### GIVEN DATA
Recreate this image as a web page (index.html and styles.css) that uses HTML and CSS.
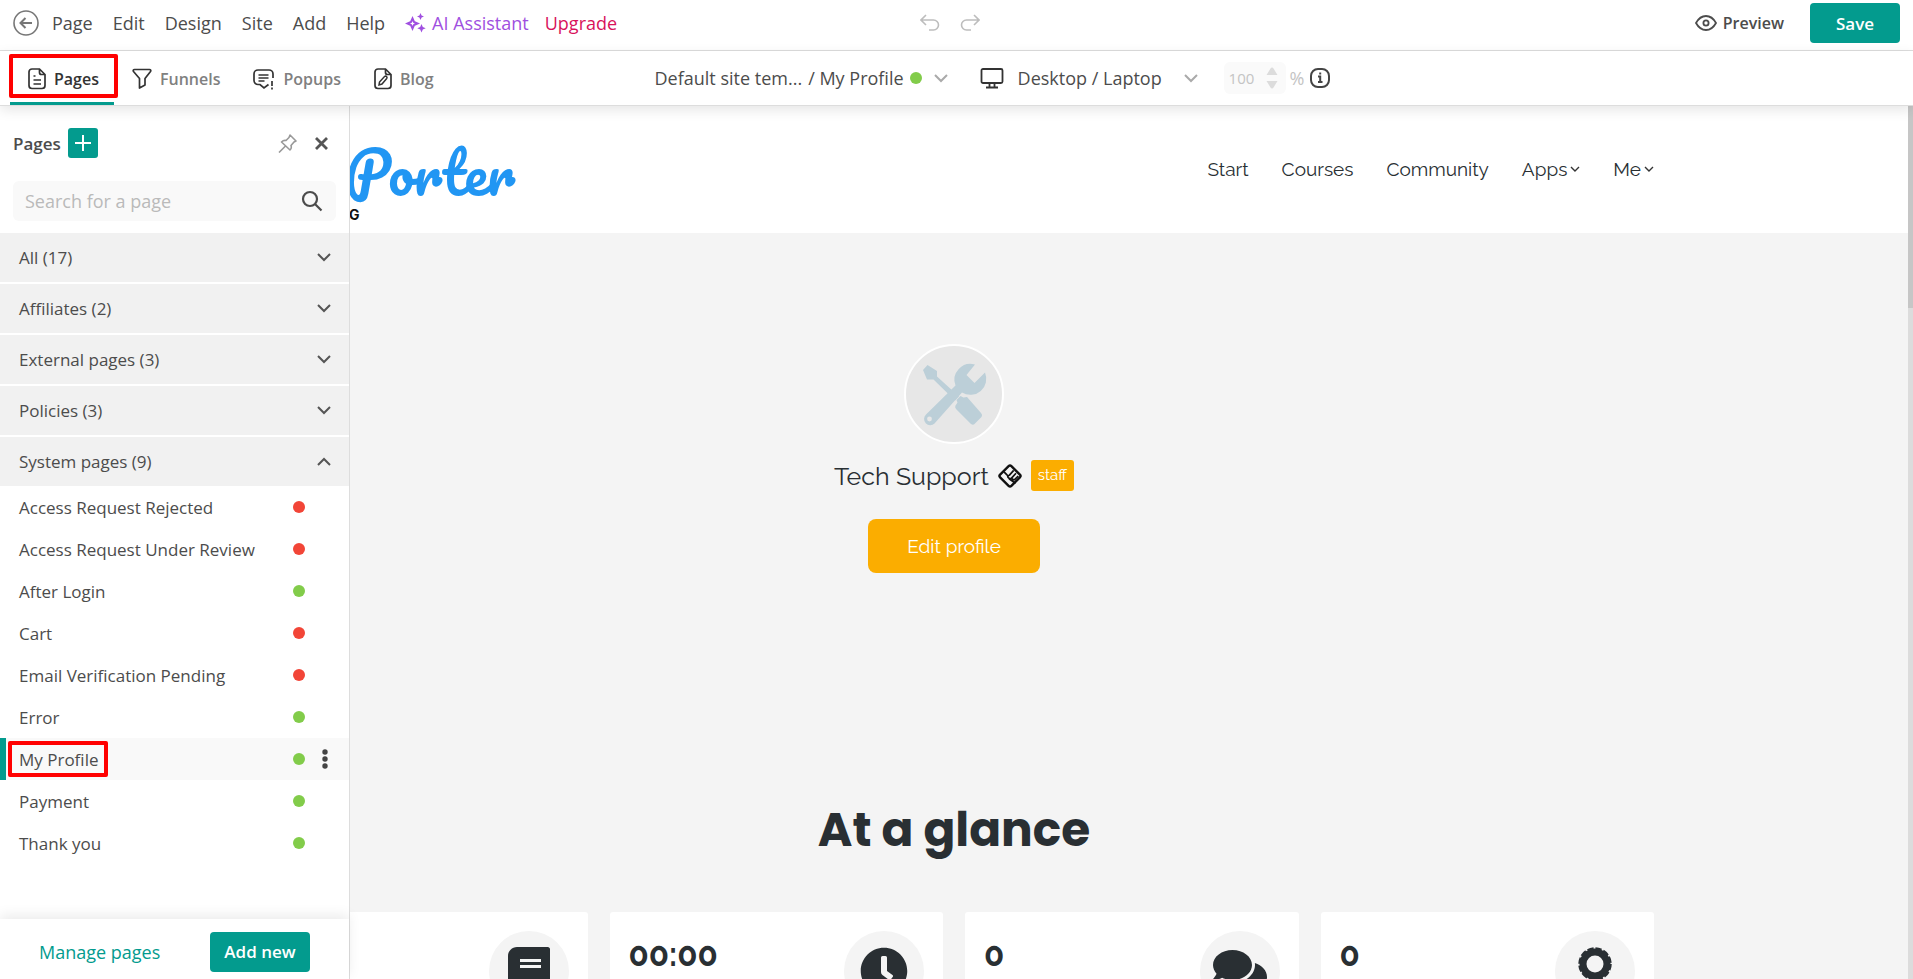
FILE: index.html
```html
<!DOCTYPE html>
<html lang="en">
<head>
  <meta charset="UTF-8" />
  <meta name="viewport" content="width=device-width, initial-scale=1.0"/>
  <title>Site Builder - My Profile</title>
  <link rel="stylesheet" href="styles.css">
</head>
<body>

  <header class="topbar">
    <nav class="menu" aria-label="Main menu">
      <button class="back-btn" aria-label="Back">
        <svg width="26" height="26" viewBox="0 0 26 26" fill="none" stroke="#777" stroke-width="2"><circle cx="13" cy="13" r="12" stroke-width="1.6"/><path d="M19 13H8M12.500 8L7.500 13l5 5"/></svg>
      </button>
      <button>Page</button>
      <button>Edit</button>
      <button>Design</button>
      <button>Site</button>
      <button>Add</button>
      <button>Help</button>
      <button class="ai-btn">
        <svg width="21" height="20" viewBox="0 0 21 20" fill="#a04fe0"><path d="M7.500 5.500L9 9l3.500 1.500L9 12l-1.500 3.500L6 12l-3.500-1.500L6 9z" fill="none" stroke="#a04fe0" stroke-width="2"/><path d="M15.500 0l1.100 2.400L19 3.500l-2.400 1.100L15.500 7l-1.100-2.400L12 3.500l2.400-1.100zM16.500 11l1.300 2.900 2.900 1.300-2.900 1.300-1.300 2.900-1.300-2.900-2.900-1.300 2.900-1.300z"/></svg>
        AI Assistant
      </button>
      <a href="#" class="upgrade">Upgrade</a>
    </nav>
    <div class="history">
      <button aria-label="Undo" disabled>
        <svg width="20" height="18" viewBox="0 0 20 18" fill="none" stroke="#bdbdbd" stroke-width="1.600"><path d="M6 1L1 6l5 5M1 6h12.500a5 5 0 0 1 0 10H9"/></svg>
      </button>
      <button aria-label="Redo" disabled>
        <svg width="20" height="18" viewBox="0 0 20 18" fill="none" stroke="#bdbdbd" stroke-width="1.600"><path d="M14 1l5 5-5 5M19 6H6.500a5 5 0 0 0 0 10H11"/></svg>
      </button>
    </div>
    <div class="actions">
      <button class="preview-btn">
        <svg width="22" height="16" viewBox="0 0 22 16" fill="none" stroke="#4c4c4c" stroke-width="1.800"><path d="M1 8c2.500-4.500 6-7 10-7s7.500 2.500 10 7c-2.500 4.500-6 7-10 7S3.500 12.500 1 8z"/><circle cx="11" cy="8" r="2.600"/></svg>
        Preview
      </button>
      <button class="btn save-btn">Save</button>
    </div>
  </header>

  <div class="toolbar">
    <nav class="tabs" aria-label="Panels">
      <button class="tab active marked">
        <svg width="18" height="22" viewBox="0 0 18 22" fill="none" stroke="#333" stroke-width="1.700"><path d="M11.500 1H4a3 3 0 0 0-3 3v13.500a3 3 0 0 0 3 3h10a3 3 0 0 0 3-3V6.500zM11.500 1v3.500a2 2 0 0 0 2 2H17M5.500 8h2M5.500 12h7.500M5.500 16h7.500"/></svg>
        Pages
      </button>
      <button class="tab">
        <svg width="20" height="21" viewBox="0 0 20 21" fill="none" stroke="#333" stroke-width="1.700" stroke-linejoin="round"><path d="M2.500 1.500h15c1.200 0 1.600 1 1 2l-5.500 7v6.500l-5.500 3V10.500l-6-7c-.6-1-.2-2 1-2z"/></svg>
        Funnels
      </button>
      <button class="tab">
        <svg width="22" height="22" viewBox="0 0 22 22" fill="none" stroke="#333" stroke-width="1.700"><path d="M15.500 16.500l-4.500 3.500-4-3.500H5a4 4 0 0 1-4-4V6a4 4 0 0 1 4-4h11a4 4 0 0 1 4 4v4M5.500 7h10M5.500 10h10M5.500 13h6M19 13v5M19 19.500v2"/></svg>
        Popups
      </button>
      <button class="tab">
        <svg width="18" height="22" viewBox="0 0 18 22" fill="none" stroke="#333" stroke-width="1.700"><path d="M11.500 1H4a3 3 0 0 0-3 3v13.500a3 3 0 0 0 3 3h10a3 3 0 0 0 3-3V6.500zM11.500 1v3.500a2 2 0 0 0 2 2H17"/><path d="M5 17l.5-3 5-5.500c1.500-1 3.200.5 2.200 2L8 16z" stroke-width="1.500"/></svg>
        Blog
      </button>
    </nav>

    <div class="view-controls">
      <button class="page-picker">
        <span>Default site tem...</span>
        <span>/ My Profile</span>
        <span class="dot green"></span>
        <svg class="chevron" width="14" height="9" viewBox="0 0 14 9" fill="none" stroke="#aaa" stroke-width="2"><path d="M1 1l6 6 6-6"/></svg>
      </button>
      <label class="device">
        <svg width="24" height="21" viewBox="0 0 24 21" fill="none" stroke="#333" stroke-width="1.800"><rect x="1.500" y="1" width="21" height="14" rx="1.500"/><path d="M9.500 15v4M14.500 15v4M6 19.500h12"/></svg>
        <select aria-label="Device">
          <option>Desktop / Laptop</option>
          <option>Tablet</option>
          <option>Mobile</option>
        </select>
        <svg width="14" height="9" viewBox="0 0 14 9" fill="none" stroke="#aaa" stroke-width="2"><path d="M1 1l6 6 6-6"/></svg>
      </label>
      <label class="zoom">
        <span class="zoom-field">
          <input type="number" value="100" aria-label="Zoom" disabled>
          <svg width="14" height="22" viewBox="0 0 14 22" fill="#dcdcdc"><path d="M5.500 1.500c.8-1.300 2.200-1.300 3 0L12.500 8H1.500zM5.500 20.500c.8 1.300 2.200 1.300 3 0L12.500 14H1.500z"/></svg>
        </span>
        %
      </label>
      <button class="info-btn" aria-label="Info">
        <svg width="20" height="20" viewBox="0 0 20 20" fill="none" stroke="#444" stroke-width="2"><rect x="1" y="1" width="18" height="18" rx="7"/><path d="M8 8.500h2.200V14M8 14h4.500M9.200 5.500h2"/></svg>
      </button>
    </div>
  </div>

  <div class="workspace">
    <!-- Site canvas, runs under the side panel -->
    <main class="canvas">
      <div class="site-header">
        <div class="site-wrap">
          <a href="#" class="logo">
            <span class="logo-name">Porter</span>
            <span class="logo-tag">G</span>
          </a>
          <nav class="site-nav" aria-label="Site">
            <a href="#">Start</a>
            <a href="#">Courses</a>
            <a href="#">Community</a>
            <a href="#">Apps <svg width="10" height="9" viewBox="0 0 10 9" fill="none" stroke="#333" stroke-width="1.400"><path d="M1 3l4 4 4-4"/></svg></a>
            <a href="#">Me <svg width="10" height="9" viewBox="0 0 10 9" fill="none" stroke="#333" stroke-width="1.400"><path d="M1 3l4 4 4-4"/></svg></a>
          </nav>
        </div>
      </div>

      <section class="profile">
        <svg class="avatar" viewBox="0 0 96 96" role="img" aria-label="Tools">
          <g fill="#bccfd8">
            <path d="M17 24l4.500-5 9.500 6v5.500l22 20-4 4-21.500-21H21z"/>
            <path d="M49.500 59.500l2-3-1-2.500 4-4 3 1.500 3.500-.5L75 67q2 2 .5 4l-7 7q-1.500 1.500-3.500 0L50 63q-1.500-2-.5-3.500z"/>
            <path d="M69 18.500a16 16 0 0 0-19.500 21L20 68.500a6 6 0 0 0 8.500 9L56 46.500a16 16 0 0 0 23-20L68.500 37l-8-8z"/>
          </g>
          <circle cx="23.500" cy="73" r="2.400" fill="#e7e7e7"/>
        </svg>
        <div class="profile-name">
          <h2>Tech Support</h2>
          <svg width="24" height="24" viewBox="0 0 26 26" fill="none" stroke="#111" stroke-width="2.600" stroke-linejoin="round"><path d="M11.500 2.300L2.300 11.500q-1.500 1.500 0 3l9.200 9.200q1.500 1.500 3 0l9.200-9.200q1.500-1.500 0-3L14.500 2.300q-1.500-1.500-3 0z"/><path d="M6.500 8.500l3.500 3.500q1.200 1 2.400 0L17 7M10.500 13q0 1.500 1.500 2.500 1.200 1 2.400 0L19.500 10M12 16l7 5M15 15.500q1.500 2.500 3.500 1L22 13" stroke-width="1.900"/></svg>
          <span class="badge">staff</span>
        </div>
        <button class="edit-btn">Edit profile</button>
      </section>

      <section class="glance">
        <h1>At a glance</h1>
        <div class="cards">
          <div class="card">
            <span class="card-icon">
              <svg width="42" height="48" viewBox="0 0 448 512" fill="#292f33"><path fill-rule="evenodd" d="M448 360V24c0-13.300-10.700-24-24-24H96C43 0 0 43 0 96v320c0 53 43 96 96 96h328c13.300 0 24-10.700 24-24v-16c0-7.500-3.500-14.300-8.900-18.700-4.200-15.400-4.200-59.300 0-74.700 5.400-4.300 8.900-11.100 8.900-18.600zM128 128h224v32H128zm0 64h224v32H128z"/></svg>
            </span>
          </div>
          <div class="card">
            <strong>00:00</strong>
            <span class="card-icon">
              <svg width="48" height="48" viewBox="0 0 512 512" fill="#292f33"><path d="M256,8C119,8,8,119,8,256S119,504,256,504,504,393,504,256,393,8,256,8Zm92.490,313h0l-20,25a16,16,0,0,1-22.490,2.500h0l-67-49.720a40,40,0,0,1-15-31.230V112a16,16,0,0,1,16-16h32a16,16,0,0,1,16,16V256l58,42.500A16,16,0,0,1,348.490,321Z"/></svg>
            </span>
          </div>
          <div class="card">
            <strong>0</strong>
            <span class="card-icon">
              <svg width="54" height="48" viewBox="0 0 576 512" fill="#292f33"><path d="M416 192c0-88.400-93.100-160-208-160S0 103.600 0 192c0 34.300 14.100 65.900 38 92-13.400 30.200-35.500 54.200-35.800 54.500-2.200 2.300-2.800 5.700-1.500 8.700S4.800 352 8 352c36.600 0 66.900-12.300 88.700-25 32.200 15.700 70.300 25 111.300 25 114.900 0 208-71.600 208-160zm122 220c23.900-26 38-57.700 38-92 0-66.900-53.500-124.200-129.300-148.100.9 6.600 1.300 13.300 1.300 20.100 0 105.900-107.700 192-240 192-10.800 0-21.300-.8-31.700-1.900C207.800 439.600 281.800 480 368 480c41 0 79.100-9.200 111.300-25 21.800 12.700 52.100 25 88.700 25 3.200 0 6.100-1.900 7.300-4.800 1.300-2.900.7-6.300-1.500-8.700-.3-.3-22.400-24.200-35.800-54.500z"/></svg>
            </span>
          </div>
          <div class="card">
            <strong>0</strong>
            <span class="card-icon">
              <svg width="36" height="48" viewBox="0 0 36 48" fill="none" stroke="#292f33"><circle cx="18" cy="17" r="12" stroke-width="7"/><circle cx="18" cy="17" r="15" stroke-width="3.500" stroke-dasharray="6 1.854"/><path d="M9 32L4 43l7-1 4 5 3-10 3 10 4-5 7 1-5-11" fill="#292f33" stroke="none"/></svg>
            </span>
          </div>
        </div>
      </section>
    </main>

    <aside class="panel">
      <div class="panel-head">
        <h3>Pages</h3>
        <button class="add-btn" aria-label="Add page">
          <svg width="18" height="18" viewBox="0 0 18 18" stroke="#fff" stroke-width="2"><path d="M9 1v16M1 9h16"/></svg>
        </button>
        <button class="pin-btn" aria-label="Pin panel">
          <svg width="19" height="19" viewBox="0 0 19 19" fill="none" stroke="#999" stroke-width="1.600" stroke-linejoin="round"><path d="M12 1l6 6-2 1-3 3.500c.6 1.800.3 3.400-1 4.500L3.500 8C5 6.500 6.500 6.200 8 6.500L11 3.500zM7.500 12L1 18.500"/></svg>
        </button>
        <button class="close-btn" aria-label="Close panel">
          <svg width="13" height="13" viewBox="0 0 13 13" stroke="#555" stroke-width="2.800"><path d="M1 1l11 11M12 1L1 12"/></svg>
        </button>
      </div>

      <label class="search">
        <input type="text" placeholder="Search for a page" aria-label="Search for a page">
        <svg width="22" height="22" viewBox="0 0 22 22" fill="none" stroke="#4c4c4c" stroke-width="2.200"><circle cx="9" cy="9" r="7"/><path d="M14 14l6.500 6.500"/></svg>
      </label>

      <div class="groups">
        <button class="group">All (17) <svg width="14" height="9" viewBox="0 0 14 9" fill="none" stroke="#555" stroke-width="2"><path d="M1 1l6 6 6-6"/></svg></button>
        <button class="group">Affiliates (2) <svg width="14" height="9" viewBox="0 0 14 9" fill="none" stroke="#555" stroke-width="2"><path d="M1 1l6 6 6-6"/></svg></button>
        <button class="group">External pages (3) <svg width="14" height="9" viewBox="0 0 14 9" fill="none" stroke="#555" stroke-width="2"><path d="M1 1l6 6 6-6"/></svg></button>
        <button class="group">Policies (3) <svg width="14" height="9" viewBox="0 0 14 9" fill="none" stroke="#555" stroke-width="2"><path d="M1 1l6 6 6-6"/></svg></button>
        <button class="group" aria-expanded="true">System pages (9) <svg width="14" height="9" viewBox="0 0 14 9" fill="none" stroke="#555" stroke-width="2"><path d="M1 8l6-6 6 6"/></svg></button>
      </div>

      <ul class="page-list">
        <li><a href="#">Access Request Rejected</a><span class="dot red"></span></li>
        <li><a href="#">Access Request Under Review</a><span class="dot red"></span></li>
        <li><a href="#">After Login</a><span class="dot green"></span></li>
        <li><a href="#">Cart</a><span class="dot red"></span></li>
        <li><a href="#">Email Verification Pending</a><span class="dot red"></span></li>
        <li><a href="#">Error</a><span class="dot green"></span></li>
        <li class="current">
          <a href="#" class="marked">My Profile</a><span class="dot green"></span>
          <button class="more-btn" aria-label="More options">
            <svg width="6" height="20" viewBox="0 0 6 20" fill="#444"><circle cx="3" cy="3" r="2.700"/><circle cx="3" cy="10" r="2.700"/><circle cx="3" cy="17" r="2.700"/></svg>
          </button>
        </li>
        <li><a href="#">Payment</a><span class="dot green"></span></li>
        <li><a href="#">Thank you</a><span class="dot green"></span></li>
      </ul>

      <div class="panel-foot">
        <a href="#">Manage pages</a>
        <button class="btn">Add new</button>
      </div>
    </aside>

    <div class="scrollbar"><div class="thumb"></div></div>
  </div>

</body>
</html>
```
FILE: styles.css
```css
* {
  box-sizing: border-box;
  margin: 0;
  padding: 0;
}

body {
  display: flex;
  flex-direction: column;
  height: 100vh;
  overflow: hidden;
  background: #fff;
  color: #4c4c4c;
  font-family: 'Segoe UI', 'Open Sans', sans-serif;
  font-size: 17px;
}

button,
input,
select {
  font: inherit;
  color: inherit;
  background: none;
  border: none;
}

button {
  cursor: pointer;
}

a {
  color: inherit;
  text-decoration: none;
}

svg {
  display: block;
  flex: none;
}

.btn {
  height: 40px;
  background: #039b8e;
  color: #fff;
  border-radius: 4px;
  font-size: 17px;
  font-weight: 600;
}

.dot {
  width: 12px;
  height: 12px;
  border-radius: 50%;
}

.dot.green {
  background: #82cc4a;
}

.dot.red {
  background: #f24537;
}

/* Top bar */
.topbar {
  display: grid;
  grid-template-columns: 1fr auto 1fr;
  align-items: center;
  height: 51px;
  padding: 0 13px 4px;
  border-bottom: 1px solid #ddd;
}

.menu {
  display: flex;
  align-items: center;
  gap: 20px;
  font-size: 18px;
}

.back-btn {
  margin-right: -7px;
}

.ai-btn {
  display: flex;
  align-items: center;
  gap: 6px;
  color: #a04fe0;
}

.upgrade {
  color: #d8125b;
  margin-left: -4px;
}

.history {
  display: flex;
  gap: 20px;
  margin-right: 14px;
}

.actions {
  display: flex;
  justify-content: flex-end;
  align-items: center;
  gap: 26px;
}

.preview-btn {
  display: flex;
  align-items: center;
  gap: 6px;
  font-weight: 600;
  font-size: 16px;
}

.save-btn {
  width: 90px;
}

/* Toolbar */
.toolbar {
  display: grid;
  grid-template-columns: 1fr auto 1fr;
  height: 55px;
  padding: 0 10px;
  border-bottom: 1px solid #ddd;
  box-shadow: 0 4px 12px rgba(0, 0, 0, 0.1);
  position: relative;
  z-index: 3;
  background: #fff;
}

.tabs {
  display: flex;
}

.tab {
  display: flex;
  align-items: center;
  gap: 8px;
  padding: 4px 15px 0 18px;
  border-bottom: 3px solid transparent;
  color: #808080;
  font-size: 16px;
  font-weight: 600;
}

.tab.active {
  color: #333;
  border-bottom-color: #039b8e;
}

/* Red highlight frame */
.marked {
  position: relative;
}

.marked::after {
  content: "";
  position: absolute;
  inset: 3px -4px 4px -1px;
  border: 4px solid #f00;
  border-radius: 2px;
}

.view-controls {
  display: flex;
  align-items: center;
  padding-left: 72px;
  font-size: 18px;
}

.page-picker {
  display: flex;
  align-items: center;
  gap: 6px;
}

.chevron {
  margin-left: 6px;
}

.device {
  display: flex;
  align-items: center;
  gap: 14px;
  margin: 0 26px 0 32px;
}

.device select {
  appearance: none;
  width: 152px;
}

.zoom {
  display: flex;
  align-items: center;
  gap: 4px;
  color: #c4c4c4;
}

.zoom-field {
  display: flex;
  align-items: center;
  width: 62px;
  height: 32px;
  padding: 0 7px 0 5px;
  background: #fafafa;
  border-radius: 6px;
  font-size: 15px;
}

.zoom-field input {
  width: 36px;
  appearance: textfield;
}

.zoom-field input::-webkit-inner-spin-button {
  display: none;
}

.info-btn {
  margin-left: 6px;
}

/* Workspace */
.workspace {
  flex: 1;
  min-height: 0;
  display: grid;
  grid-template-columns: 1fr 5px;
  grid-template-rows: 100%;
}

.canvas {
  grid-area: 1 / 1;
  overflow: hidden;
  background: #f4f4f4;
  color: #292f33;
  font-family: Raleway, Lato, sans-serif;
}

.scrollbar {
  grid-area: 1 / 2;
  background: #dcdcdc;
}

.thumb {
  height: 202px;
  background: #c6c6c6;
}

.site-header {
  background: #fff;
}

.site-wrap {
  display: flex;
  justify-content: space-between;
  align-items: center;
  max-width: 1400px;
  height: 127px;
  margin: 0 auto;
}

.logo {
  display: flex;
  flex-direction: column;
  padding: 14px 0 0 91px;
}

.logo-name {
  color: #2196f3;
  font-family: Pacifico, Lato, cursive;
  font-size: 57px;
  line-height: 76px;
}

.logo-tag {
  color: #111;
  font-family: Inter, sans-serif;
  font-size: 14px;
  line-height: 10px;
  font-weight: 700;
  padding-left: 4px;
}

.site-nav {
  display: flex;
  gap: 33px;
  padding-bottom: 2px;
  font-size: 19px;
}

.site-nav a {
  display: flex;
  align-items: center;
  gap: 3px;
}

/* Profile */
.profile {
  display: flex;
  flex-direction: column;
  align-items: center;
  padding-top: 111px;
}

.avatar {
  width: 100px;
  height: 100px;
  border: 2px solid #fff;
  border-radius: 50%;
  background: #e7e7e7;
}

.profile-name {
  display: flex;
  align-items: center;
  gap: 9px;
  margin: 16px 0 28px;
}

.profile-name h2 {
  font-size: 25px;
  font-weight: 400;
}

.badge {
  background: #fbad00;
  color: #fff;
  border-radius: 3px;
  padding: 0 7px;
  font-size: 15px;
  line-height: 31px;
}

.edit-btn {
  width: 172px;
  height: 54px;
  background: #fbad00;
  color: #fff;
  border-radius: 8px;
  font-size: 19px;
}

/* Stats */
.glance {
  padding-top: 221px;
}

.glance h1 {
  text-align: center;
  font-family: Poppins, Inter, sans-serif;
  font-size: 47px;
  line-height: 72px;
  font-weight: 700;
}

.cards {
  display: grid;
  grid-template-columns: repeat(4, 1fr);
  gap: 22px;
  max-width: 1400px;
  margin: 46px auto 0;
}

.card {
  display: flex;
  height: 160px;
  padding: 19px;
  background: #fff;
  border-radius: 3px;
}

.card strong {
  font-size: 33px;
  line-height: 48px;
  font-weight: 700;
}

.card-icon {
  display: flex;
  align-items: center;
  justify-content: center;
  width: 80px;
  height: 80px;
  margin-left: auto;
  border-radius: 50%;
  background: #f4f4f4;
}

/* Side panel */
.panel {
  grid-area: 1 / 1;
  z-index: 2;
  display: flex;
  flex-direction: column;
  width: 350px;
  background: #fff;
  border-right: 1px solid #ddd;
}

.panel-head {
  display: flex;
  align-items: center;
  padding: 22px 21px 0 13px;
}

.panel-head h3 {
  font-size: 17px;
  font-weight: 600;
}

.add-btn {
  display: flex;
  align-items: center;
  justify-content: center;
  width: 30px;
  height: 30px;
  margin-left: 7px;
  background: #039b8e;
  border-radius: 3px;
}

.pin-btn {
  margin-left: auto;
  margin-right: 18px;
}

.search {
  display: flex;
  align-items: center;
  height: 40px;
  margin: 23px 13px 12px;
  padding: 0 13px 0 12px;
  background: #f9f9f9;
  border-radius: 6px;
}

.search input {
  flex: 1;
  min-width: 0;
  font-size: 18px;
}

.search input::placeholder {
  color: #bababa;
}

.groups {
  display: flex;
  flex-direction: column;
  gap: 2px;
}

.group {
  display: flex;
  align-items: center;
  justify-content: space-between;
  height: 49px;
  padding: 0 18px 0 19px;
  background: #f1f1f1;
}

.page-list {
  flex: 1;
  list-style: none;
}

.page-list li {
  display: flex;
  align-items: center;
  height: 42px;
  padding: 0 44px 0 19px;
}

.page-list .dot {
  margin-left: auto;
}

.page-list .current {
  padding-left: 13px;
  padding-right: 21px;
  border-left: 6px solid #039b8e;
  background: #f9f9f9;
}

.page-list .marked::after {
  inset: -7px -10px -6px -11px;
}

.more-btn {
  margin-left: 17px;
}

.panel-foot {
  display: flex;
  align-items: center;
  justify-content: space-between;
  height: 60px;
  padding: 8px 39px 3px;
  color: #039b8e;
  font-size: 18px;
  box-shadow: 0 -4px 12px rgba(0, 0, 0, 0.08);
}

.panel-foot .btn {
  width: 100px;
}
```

### TO BE DONE
Every line containing the string "index" must be listed.

### WRITTEN SOLUTION
Recreate this image as a web page (index.html and styles.css) that uses HTML and CSS.
FILE: index.html
  z-index: 3;
  z-index: 2;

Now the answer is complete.